=== Data block ===
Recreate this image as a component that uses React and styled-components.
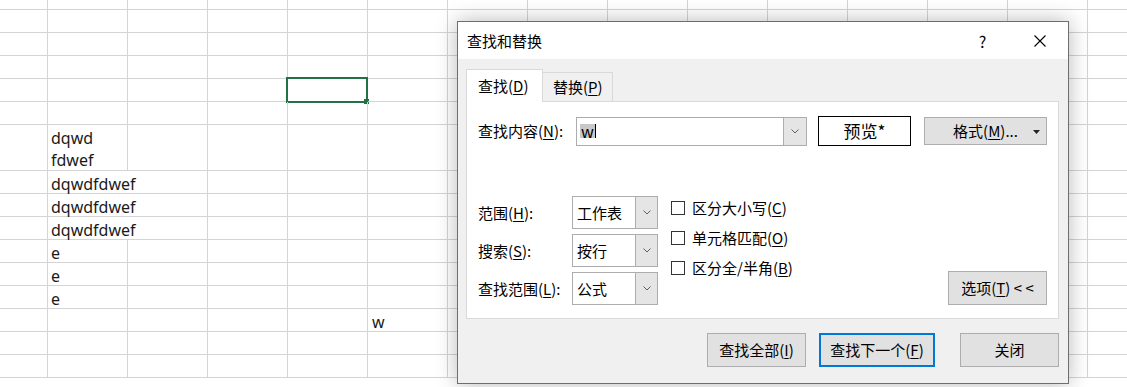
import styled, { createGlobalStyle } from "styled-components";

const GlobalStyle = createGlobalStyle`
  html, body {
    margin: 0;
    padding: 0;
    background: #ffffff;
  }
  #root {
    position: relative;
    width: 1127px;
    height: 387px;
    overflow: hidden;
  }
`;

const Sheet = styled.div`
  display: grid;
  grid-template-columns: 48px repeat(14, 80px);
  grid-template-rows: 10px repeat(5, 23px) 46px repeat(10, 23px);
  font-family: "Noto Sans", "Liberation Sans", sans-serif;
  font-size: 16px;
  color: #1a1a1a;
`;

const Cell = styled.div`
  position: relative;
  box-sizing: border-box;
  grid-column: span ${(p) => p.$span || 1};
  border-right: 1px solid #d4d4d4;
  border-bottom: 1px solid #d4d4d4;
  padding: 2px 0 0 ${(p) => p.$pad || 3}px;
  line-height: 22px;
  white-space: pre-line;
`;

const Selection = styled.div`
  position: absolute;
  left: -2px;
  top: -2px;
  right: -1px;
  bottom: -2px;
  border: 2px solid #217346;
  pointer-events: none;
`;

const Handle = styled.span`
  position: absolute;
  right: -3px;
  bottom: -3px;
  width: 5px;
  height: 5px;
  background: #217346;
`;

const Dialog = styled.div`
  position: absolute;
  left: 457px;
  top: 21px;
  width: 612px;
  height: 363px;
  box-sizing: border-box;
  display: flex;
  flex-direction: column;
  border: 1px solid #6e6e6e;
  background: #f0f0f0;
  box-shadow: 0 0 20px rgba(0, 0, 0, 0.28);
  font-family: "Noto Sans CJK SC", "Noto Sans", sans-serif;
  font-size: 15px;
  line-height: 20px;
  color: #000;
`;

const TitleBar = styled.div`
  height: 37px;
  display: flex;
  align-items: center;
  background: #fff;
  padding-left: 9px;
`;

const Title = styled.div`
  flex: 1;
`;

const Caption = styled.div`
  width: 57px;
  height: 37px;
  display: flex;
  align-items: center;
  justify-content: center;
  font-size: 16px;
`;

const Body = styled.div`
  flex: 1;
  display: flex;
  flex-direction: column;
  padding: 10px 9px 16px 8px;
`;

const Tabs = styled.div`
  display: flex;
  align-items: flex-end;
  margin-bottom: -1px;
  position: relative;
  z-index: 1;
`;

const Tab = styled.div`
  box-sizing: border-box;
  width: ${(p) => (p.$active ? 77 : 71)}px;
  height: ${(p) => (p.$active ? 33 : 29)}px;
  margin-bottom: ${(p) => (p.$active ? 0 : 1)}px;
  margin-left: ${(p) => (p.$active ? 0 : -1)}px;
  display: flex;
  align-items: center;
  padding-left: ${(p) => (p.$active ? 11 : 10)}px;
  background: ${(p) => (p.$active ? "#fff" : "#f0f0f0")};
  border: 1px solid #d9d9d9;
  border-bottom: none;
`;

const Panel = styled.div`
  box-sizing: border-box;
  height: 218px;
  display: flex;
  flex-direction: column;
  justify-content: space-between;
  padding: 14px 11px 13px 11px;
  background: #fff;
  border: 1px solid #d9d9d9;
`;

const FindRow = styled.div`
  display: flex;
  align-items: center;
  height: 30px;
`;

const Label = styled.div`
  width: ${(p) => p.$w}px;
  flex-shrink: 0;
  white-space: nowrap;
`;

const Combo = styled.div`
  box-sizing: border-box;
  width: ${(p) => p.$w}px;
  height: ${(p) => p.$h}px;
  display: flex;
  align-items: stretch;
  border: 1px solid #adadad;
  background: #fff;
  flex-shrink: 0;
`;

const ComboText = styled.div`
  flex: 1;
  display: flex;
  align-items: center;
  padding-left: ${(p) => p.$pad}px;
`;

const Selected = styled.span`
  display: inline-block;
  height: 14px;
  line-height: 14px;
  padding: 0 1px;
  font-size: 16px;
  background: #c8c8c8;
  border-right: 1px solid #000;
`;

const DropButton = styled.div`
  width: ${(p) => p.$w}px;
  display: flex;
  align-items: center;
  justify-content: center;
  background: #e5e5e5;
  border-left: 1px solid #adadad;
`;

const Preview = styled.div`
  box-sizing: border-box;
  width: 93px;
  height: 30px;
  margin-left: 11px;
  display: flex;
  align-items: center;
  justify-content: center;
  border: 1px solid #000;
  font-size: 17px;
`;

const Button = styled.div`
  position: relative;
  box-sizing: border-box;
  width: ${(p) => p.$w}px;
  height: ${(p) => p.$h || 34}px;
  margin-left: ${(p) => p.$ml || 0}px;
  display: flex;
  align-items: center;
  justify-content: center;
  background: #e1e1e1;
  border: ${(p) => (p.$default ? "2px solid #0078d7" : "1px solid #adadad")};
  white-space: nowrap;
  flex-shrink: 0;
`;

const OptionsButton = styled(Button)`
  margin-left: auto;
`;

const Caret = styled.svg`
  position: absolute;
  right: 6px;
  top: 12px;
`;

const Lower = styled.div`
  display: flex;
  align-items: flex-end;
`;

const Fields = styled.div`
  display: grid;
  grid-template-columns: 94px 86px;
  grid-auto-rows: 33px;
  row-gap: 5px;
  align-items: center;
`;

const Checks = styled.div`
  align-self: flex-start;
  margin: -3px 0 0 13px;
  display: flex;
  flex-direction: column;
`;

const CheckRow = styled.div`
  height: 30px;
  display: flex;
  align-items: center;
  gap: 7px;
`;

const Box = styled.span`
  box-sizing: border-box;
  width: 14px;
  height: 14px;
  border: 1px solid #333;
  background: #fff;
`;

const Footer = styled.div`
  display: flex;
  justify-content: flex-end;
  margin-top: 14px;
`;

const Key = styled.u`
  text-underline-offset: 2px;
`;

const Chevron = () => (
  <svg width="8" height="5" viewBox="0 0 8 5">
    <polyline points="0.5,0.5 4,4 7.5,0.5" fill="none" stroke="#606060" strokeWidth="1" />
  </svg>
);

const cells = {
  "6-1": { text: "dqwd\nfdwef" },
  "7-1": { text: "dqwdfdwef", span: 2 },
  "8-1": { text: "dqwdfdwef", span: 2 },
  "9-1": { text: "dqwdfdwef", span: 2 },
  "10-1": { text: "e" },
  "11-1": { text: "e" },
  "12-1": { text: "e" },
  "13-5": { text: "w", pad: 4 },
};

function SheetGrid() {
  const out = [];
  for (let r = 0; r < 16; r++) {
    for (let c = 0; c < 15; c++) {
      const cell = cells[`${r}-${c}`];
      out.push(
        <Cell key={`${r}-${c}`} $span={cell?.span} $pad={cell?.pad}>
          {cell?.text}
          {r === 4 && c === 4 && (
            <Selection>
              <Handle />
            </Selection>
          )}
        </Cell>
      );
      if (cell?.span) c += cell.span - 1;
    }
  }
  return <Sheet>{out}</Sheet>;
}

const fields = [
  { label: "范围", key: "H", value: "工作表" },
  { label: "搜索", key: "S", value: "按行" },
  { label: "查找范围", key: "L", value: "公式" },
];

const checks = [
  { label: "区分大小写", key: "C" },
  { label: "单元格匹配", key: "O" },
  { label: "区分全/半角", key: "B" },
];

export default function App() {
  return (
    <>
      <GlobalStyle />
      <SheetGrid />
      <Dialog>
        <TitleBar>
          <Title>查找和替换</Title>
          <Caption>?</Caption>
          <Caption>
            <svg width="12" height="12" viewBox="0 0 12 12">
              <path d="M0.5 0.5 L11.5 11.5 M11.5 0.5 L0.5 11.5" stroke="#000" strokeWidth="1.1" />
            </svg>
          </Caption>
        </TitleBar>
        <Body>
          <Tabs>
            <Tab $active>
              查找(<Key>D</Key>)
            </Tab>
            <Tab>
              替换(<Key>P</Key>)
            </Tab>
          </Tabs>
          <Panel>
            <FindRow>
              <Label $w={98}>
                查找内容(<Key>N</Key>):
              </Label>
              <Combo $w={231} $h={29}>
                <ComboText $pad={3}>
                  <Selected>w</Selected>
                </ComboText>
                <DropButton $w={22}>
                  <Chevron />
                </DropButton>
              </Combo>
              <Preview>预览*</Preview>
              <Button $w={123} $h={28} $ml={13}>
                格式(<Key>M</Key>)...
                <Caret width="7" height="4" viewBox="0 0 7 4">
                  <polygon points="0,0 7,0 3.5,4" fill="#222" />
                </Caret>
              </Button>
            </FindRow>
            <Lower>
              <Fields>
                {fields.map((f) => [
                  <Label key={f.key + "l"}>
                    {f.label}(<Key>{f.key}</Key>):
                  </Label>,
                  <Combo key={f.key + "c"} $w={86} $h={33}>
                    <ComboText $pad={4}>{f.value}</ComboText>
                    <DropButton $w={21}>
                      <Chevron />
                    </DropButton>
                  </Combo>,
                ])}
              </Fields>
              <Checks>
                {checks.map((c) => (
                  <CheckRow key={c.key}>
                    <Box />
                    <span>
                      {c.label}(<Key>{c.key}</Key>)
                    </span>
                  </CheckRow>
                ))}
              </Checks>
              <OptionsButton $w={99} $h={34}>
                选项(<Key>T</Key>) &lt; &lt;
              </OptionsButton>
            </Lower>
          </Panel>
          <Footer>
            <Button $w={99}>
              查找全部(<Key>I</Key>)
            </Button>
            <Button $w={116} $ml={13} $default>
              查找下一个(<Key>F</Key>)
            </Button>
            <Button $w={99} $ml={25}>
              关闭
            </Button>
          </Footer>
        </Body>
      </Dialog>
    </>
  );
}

=== Work to complete ===
From the data, collect all lines where the string "components" appears.

=== Output below ===
Recreate this image as a component that uses React and styled-components.
import styled, { createGlobalStyle } from "styled-components";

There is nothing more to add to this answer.